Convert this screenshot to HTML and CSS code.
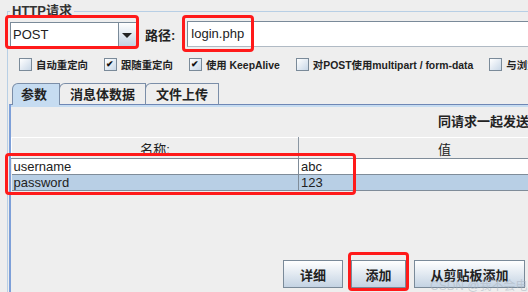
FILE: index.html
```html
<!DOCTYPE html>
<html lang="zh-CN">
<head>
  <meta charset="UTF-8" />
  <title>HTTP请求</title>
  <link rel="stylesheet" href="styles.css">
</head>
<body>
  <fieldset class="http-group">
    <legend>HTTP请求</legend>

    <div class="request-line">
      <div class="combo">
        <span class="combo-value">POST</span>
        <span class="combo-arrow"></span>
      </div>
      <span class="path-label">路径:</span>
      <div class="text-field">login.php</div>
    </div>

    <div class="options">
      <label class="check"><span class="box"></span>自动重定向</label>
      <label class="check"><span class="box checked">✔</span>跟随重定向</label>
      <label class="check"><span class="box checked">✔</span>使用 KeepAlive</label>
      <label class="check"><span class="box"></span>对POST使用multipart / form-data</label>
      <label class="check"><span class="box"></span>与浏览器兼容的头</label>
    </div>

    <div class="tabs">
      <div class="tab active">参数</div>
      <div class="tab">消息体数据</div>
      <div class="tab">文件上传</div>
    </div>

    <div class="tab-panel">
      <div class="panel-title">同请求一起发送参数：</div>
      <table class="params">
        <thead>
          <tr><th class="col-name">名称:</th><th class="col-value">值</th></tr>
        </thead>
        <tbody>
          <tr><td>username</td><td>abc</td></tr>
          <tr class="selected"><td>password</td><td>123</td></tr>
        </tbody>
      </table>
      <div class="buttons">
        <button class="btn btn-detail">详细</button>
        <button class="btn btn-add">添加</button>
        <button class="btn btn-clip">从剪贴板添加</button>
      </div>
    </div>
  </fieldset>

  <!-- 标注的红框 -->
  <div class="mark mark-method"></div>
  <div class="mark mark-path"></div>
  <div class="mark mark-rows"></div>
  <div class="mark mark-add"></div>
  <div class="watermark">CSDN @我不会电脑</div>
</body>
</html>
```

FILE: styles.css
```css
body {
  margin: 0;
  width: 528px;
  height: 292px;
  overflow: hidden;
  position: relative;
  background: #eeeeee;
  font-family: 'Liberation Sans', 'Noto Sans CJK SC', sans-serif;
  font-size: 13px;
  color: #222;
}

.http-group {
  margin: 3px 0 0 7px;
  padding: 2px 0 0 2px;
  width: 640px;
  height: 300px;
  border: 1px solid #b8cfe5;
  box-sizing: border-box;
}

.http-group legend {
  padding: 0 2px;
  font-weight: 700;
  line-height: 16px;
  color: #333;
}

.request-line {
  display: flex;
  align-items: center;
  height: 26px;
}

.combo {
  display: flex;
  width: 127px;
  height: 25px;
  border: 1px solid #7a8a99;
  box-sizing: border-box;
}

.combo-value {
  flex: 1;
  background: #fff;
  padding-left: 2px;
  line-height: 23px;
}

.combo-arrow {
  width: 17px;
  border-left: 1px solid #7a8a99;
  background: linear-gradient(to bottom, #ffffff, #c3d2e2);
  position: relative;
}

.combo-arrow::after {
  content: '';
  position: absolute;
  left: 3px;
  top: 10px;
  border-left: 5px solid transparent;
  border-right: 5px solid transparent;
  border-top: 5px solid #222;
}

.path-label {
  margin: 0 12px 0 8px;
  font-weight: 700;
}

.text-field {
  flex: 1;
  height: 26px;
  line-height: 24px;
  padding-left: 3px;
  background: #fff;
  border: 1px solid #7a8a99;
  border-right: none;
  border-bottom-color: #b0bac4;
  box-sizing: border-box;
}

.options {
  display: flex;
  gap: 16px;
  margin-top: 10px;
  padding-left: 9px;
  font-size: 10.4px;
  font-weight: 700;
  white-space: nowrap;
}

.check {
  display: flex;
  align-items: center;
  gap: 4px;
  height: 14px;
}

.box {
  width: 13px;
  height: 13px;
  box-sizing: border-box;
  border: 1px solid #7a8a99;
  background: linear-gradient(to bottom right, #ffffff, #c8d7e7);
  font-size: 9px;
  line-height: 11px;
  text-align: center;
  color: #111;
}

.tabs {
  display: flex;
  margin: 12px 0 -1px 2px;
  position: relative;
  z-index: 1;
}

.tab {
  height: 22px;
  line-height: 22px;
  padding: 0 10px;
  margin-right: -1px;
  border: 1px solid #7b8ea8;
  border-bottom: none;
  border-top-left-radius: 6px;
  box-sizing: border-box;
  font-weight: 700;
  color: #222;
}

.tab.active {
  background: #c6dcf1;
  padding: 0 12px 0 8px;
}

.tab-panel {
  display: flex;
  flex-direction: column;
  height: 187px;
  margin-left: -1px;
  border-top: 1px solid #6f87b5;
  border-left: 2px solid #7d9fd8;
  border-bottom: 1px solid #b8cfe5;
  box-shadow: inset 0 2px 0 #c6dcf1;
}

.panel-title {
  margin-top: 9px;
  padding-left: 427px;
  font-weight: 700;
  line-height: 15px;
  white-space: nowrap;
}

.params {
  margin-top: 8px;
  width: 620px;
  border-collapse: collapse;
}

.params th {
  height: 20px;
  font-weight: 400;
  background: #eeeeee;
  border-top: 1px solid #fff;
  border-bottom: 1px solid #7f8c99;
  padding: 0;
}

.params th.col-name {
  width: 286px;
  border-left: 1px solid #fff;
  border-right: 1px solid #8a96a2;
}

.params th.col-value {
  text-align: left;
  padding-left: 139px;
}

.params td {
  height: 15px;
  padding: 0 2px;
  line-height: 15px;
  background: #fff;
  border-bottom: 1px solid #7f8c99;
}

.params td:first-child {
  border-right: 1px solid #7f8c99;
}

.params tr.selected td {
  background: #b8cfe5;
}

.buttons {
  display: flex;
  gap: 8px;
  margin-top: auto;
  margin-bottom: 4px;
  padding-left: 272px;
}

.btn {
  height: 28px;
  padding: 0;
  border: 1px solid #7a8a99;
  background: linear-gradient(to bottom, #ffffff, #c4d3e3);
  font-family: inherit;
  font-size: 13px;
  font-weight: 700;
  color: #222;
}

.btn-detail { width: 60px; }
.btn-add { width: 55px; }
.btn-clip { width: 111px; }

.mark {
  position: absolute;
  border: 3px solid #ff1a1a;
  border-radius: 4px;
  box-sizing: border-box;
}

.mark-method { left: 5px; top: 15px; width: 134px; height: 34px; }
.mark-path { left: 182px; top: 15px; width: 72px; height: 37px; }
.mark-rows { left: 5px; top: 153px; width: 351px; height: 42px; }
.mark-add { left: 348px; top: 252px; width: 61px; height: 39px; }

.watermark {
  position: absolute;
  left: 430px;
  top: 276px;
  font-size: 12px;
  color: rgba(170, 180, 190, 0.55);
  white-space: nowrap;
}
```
● ● ● ● ●
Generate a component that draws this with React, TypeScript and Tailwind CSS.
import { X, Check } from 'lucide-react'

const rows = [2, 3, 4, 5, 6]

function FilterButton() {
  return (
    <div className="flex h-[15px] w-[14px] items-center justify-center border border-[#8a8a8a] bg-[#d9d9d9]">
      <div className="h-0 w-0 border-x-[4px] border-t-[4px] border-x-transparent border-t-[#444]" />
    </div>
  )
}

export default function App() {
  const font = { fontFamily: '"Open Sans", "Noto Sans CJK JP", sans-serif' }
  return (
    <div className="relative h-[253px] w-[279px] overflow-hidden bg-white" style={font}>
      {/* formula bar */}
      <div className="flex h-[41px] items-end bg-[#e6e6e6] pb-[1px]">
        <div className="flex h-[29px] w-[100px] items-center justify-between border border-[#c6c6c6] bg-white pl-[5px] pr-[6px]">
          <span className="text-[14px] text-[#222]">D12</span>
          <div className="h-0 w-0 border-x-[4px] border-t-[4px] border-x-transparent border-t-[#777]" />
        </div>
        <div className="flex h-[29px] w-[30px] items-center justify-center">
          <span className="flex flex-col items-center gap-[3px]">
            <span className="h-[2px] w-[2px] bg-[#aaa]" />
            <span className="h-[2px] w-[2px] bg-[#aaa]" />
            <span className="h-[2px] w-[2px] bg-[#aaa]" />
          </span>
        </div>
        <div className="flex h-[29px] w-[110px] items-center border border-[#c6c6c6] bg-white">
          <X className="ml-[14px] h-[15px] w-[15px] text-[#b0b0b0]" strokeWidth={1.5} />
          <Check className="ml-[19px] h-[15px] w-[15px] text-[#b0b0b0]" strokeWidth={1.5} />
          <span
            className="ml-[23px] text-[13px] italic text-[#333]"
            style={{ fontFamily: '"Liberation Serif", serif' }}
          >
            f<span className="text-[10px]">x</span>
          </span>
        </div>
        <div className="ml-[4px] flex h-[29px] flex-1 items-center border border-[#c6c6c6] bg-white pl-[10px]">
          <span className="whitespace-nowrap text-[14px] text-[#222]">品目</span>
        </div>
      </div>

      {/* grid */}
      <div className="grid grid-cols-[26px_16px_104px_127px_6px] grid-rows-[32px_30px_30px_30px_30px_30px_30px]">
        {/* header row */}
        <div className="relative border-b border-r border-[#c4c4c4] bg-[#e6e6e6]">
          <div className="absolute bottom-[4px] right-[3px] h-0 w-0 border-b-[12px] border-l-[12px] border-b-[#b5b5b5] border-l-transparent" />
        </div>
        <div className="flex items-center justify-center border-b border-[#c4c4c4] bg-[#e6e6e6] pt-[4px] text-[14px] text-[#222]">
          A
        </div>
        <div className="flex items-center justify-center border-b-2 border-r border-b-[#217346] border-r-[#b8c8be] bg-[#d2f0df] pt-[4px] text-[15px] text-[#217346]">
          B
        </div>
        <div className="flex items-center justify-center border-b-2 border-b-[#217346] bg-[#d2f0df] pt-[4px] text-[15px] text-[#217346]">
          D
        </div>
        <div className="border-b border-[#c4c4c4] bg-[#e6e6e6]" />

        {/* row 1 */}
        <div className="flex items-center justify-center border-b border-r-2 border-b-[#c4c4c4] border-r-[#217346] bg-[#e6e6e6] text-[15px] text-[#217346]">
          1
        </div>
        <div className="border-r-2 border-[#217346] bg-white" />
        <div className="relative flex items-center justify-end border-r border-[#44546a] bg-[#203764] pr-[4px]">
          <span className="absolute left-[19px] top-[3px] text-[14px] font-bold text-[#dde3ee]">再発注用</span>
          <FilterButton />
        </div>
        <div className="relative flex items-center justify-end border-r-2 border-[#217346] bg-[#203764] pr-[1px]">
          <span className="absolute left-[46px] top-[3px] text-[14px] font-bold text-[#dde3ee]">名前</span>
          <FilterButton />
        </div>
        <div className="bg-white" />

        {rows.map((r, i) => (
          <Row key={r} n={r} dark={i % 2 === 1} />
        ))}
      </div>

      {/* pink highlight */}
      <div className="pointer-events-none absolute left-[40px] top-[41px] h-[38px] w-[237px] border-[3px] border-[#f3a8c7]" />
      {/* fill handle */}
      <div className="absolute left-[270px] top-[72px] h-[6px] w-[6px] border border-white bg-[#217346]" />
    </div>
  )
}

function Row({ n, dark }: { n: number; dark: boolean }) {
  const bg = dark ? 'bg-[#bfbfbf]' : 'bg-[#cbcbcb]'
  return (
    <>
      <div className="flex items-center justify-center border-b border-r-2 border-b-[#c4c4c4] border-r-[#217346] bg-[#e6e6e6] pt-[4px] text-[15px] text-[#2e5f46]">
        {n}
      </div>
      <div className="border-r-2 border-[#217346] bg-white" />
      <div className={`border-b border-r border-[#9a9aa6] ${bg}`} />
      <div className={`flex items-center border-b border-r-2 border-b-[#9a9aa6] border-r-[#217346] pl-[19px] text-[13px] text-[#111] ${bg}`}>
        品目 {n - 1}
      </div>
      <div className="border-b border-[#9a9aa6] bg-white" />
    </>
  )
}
● ● ● ● ●
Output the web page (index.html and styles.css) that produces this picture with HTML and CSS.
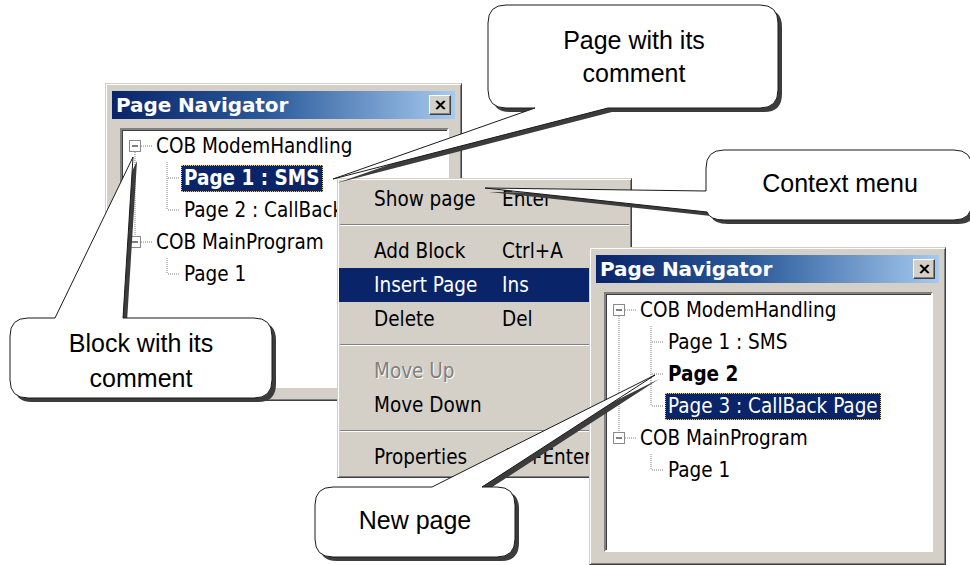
● ● ● ● ●
Above are the records. Copy every line in them holding "index".

• [Solution]
FILE: index.html
  z-index: 1;
Output the web page (index.html and styles.css) that produces this picture with HTML and CSS.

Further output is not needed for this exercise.